Sebastian Ruiz's Github repository for Data 150 at WIlliam and Mary
I am fascinated by the applications of big data because of the use of an incomprehensible amount of knowledge that could be used to make a colossal impact. My belief that impact can be a positive one is the reason I want to be a data scientist. However, when I tell people about this, beit colleagues or friends, I get confused looks.Many people I speak to about big data seem to think of the Chinese Communist Party’s use of an oppressive “social credit system” or other forms of pervasive government surveillance. I resonate with Joshua Bloomenstock in his article Don’t forget people in the sue of big data for development because I agree that big data has many positive implications for global development, and that, given that it is still the era of the “wild west” of big data for development, additional regulations, customization, and transparency are needed in order to address problems not unlike the concerns of my peers.
Despite the potential pitfalls of using big data, I was excited to read that there are businesses that are making data available to others for humanitarian reasons. I was unaware that such applications of big data for development were being practiced that often and I believe that it is a practice that should grow and evolve. The key to avoiding misuse or bias of big data lies in Bloomenstock’s idea that researchers need to focus on the people the data represents. Corporations’ and governments’ abuse of data will be curbed if the applications of big data always hold the best interests of the people whose data is being used.

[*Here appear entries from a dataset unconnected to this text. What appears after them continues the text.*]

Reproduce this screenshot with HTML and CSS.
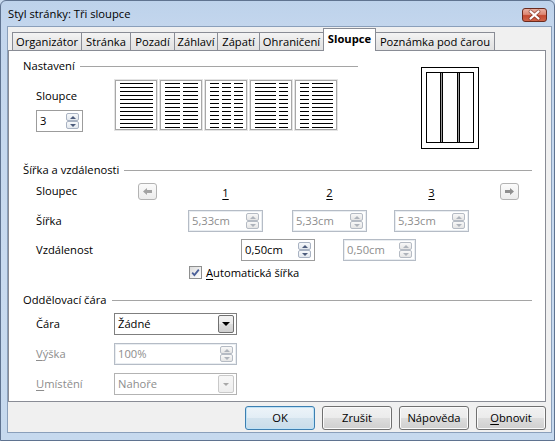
FILE: index.html
```html
<!DOCTYPE html>
<html lang="cs">
<head>
<meta charset="utf-8">
<title>Styl stránky: Tři sloupce</title>
<link rel="stylesheet" href="styles.css">
</head>
<body>
<div class="window">
  <div class="titlebar">
    <span class="title">Styl stránky: Tři sloupce</span>
    <div class="close">
      <svg width="23" height="12" viewBox="0 0 23 12">
        <path d="M7.5 2.5 L15.5 9.5 M15.5 2.5 L7.5 9.5" stroke="#6b2a1f" stroke-width="3.8" stroke-linecap="round" opacity=".55" fill="none"/>
        <path d="M7.5 2.5 L15.5 9.5 M15.5 2.5 L7.5 9.5" stroke="#ffffff" stroke-width="2.2" stroke-linecap="round" fill="none"/>
      </svg>
    </div>
  </div>
  <div class="client">
    <div class="tabs">
      <div class="tab t-org">Organizátor</div>
      <div class="tab t-str">Stránka</div>
      <div class="tab t-poz">Pozadí</div>
      <div class="tab t-zah">Záhlaví</div>
      <div class="tab t-zap">Zápatí</div>
      <div class="tab t-ohr">Ohraničení</div>
      <div class="tab t-slo sel">Sloupce</div>
      <div class="tab t-pozn">Poznámka pod čarou</div>
    </div>
    <div class="panel">
      <div class="sec1">
        <div class="sec1-left">
          <div class="heading">Nastavení</div>
          <div class="sec1-body">
            <div class="count">
              <div class="lbl">Sloupce</div>
              <div class="field en count-field">
                <span class="v">3</span>
                <div class="spin"><div class="sb up"></div><div class="sb down"></div></div>
              </div>
            </div>
            <div class="presets">
              <div class="preset"><div class="c c-full"></div></div>
              <div class="preset"><div class="c c-half"></div><div class="c c-half"></div></div>
              <div class="preset"><div class="c c-third"></div><div class="c c-third"></div><div class="c c-third"></div></div>
              <div class="preset"><div class="c c-wide"></div><div class="c c-narrow"></div></div>
              <div class="preset"><div class="c c-narrow"></div><div class="c c-wide"></div></div>
            </div>
          </div>
        </div>
        <div class="preview">
          <svg width="58" height="82" viewBox="0 0 58 82" shape-rendering="crispEdges">
            <rect x="0.5" y="0.5" width="57" height="81" fill="#fff" stroke="#000"/>
            <rect x="5.5" y="5.5" width="47" height="70" fill="#fff" stroke="#000"/>
            <rect x="19.5" y="5.5" width="2" height="70" fill="#9a9a9a" stroke="#000"/>
            <rect x="36.5" y="5.5" width="2" height="70" fill="#9a9a9a" stroke="#000"/>
          </svg>
        </div>
      </div>

      <div class="heading wide sec2-head">Šířka a vzdálenosti</div>
      <div class="row r-sloupec">
        <span class="lbl l-sloupec">Sloupec</span>
        <div class="ab">
          <svg width="9" height="7" viewBox="0 0 9 7"><polygon points="0,3.5 4,0 4,2 9,2 9,5 4,5 4,7" fill="#a3a3a3"/></svg>
        </div>
        <span class="num num1"><u>1</u></span>
        <span class="num num2"><u>2</u></span>
        <span class="num num3"><u>3</u></span>
        <div class="ab ab-next">
          <svg width="9" height="7" viewBox="0 0 9 7"><polygon points="9,3.5 5,0 5,2 0,2 0,5 5,5 5,7" fill="#8f8f8f"/></svg>
        </div>
      </div>
      <div class="row r-sirka">
        <span class="lbl l-sirka">Šířka</span>
        <div class="field dis w-col">
          <span class="v">5,33cm</span>
          <div class="spin"><div class="sb up"></div><div class="sb down"></div></div>
        </div>
        <div class="field dis w-col gap-a">
          <span class="v">5,33cm</span>
          <div class="spin"><div class="sb up"></div><div class="sb down"></div></div>
        </div>
        <div class="field dis w-col gap-b">
          <span class="v">5,33cm</span>
          <div class="spin"><div class="sb up"></div><div class="sb down"></div></div>
        </div>
      </div>
      <div class="row r-vzd">
        <span class="lbl l-vzd">Vzdálenost</span>
        <div class="field en w-gap1">
          <span class="v">0,50cm</span>
          <div class="spin"><div class="sb up"></div><div class="sb down"></div></div>
        </div>
        <div class="field dis w-gap2">
          <span class="v">0,50cm</span>
          <div class="spin"><div class="sb up"></div><div class="sb down"></div></div>
        </div>
      </div>
      <div class="row r-auto">
        <div class="cb">
          <svg width="11" height="11" viewBox="0 0 11 11"><path d="M2.2 5.6 L4.4 8 L8.8 2.6" stroke="#4a5f98" stroke-width="1.8" fill="none"/></svg>
        </div>
        <span><u>A</u>utomatická šířka</span>
      </div>

      <div class="heading wide sec3-head">Oddělovací čára</div>
      <div class="row r-cara">
        <span class="lbl l-sep">Čára</span>
        <div class="dd en w-sep">
          <span class="v">Žádné</span>
          <div class="ddb"><span class="tri"></span></div>
        </div>
      </div>
      <div class="row r-vyska">
        <span class="lbl l-sep dim"><u>V</u>ýška</span>
        <div class="field dis w-sep">
          <span class="v">100%</span>
          <div class="spin"><div class="sb up"></div><div class="sb down"></div></div>
        </div>
      </div>
      <div class="row r-umist">
        <span class="lbl l-sep dim"><u>U</u>místění</span>
        <div class="dd dis w-sep">
          <span class="v">Nahoře</span>
          <div class="ddb"><span class="tri"></span></div>
        </div>
      </div>
    </div>
    <div class="buttons">
      <div class="btn def">OK</div>
      <div class="btn">Zrušit</div>
      <div class="btn">Nápověda</div>
      <div class="btn"><u>O</u>bnovit</div>
    </div>
  </div>
</div>
</body>
</html>
```
FILE: styles.css
```css
* { box-sizing: border-box; }
html, body { margin: 0; padding: 0; }
body {
  width: 555px;
  height: 441px;
  overflow: hidden;
  background: #c8daef;
  font-family: "Open Sans", "Noto Sans", "DejaVu Sans", sans-serif;
  font-size: 11.2px;
  color: #000;
}
u { text-decoration: underline; text-underline-offset: 2px; }

.window {
  width: 555px;
  height: 441px;
  border: 1px solid #5f7390;
  border-radius: 6px 6px 0 0;
  background: linear-gradient(to bottom, #bdd2eb 0, #c3d6ed 25px, #c8daef 60%, #c6d9ee 100%);
  display: flex;
  flex-direction: column;
}

/* title bar */
.titlebar {
  height: 25px;
  display: flex;
  align-items: center;
  padding-left: 7px;
}
.title { flex: 1; line-height: 16px; padding-top: 1px; }
.close {
  width: 25px;
  height: 14px;
  margin-right: 7px;
  margin-top: 2px;
  border: 1px solid #6a2a1e;
  border-radius: 3px;
  background: linear-gradient(to bottom, #eab0a2 0%, #dd8773 45%, #c54a31 55%, #d0654a 100%);
  display: flex;
  align-items: center;
  justify-content: center;
}

/* client area */
.client {
  margin: 0 2px 7px 6px;
  height: 407px;
  border: 1px solid #8a9fba;
  background: #f0f0f0;
  display: flex;
  flex-direction: column;
}

/* tabs */
.tabs {
  display: flex;
  align-items: flex-end;
  height: 22px;
  margin-top: 1px;
  padding-left: 4px;
  position: relative;
  z-index: 1;
}
.tab {
  height: 18px;
  margin-left: -1px;
  border: 1px solid #898c95;
  border-bottom: none;
  background: linear-gradient(to bottom, #f4f4f4, #e9e9e9 50%, #e1e1e1);
  display: flex;
  align-items: center;
  justify-content: center;
  line-height: 16px;
  white-space: nowrap;
}
.t-org { width: 70px; margin-left: 0; }
.t-str { width: 50px; }
.t-poz { width: 45px; }
.t-zah { width: 44px; }
.t-zap { width: 43px; }
.t-ohr { width: 65px; }
.t-slo { width: 53px; }
.t-pozn { width: 120px; }
.tab.sel {
  height: 23px;
  margin-bottom: -1px;
  background: #fff;
  font-weight: bold;
  padding-bottom: 2px;
  position: relative;
  z-index: 2;
}

/* panel */
.panel {
  width: 538px;
  height: 352px;
  border: 1px solid #898c95;
  background: #fff;
  padding: 7px 0 0 14px;
}

.heading {
  display: flex;
  align-items: center;
  height: 16px;
  line-height: 16px;
  white-space: nowrap;
}
.heading::after {
  content: "";
  flex: 1;
  height: 1px;
  background: #a5a5a5;
  margin-left: 5px;
}
.heading.wide { width: 509px; }
.sec2-head { margin-top: 13px; }
.sec3-head { margin-top: 12px; }

.sec1 { display: flex; }
.sec1-left { width: 335px; }
.sec1-body { display: flex; margin-top: 6px; }
.count { width: 92px; padding-left: 13px; padding-top: 8px; }
.lbl { line-height: 16px; white-space: nowrap; }
.count-field { width: 47px; margin-top: 6px; }

.presets { display: flex; gap: 3px; }
.preset {
  width: 42px;
  height: 50px;
  border: 1px solid #a7a7a7;
  box-shadow: 0 0 0 1px #e4e4e4;
  background: #fff;
  display: flex;
  gap: 3px;
  padding: 2px 3px 0 4px;
}
.c {
  height: 45px;
  background: repeating-linear-gradient(to bottom, #000 0, #000 1px, transparent 1px, transparent 4px);
}
.c-full { width: 33px; }
.c-half { width: 15px; }
.c-third { width: 9px; }
.c-wide { width: 21px; }
.c-narrow { width: 9px; }

.preview { margin-left: 63px; margin-top: 9px; height: 82px; }
.preview svg { display: block; }

/* rows */
.row { display: flex; align-items: center; padding-left: 13px; }
.r-sloupec { margin-top: 4px; height: 18px; }
.l-sloupec { width: 102px; }
.num { width: 75px; text-align: center; padding-top: 4px; line-height: 16px; }
.num1 { margin-left: 31px; }
.num2 { margin-left: 29px; }
.num3 { margin-left: 27px; }
.ab {
  width: 19px;
  height: 17px;
  border: 1px solid #b3b3b3;
  border-radius: 3px;
  background: linear-gradient(to bottom, #fbfbfb, #ececec);
  display: flex;
  align-items: center;
  justify-content: center;
}
.ab-next { margin-left: 31px; }

.r-sirka { margin-top: 10px; height: 22px; }
.l-sirka { width: 152px; }
.w-col { width: 75px; }
.gap-a { margin-left: 29px; }
.gap-b { margin-left: 27px; }

.r-vzd { margin-top: 7px; height: 22px; }
.l-vzd { width: 205px; }
.w-gap1 { width: 74px; }
.w-gap2 { width: 73px; margin-left: 28px; }

.r-auto { margin-top: 3px; height: 16px; padding-left: 166px; }
.cb {
  width: 13px;
  height: 13px;
  border: 1px solid #8e8f8f;
  background: linear-gradient(135deg, #dcdcdc, #ffffff);
  margin-right: 4px;
  display: flex;
  align-items: center;
  justify-content: center;
}
.cb svg { display: block; }

.r-cara { margin-top: 5px; height: 22px; }
.r-vyska { margin-top: 8px; height: 22px; }
.r-umist { margin-top: 8px; height: 22px; }
.l-sep { width: 78px; }
.w-sep { width: 123px; }
.dim { color: #8d8d8d; }

/* fields */
.field, .dd {
  display: flex;
  height: 22px;
  border: 1px solid #abadb3;
  background: #fff;
}
.field .v, .dd .v {
  flex: 1;
  padding-left: 3px;
  line-height: 20px;
  white-space: nowrap;
}
.field.en { border-color: #9c9c9c; }
.field.dis { border-color: #b5bcc6; box-shadow: inset 0 0 0 1px #e9edf1; }
.field.dis .v, .dd.dis .v { color: #8d8d8d; }

.spin {
  width: 16px;
  display: flex;
  flex-direction: column;
  padding: 2px 3px 2px 0;
}
.sb {
  flex: 1;
  border: 1px solid #b5bbc4;
  border-radius: 2px;
  background: linear-gradient(to bottom, #f8f8f8, #e5e5e5);
  display: flex;
  align-items: center;
  justify-content: center;
}
.sb::before {
  content: "";
  width: 0;
  height: 0;
  border-left: 3px solid transparent;
  border-right: 3px solid transparent;
}
.sb.up::before { border-bottom: 3px solid #aeb3bb; }
.sb.down::before { border-top: 3px solid #aeb3bb; }
.field.en .sb { border-color: #a9b3c3; background: linear-gradient(to bottom, #f7f9fb, #e3e8ee); }
.field.en .sb.up::before { border-bottom-color: #4d5c7c; }
.field.en .sb.down::before { border-top-color: #4d5c7c; }

.dd.en { border-color: #7f7f7f; }
.dd.dis { border-color: #b3b3b3; }
.ddb {
  width: 16px;
  margin: 1px 2px 1px 0;
  border: 1px solid #707070;
  border-radius: 2px;
  background: linear-gradient(to bottom, #f2f2f2, #ebebeb 50%, #dddddd 51%, #cfcfcf);
  display: flex;
  align-items: center;
  justify-content: center;
}
.tri {
  width: 0;
  height: 0;
  border-left: 4px solid transparent;
  border-right: 4px solid transparent;
  border-top: 4px solid #000;
}
.dd.dis .ddb { border-color: #c9c9c9; background: linear-gradient(to bottom, #f7f7f7, #eeeeee); }
.dd.dis .tri { border-left-width: 3px; border-right-width: 3px; border-top: 3px solid #a8a8a8; }

/* buttons */
.buttons {
  display: flex;
  justify-content: flex-end;
  gap: 7px;
  margin-top: 4px;
  padding-right: 5px;
}
.btn {
  width: 70px;
  height: 24px;
  border: 1px solid #707070;
  border-radius: 3px;
  background: linear-gradient(to bottom, #f2f2f2, #ebebeb 50%, #dddddd 51%, #cfcfcf);
  box-shadow: inset 0 0 0 1px #fbfbfb;
  display: flex;
  align-items: center;
  justify-content: center;
  line-height: 16px;
}
.btn.def {
  border-color: #3c7fb1;
  background: linear-gradient(to bottom, #edf4f9, #e2edf5 50%, #d3e3ee 51%, #c9dce9);
  box-shadow: inset 0 0 0 1px #bfe2f6;
}
```
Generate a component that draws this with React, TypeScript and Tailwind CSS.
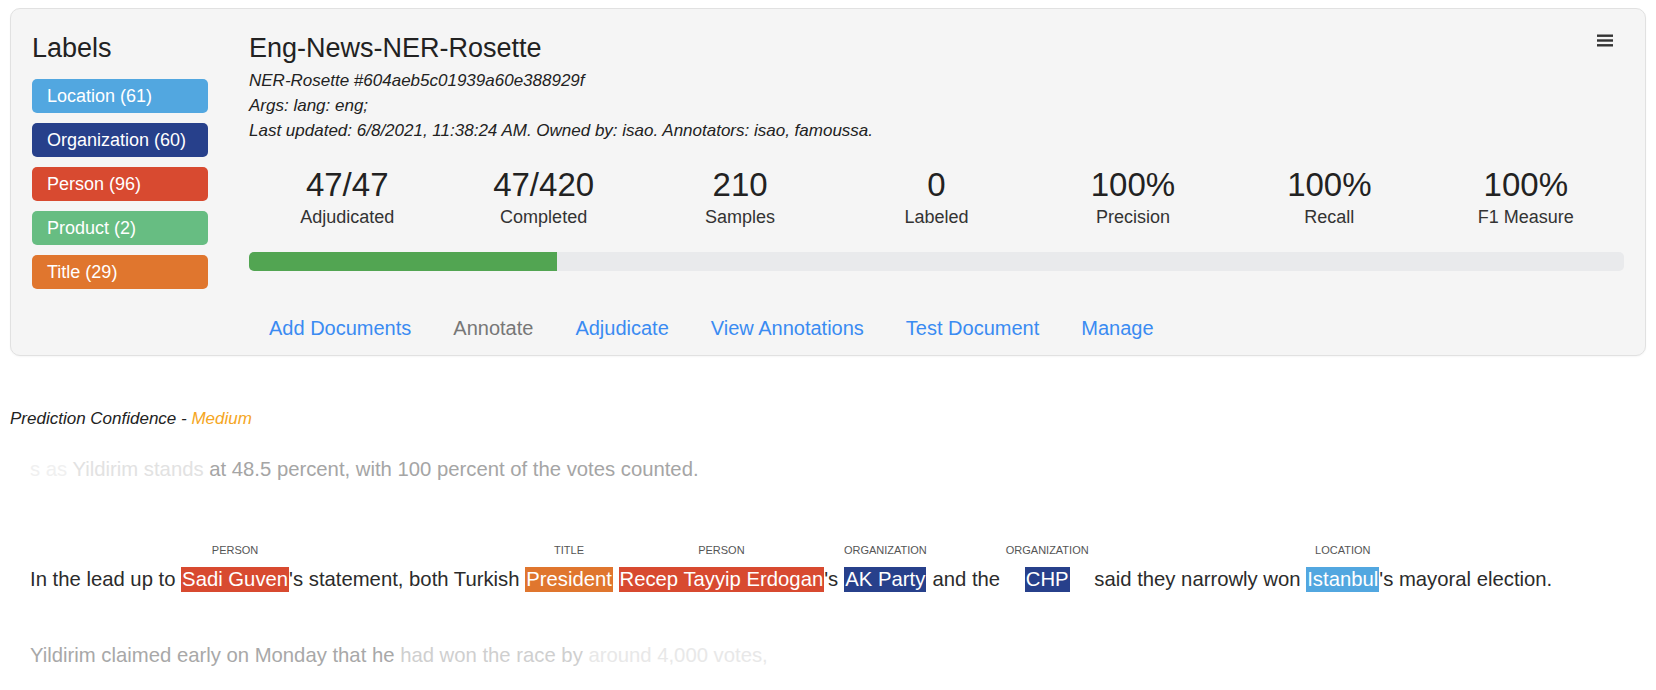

Blumenstock provides a good outline for how to foster a “humbler data science.” His suggestions of improving research methodologies to maintain accuracy, customizing data applications to the needs of people in developing countries, and deepening the collaboration between data scientists in development agencies and the private sector are all examples of putting the people behind the data first. I do not think that people should be scared of big data, but that they should focus on regulating it and evolving it because that is how a better future can be achieved.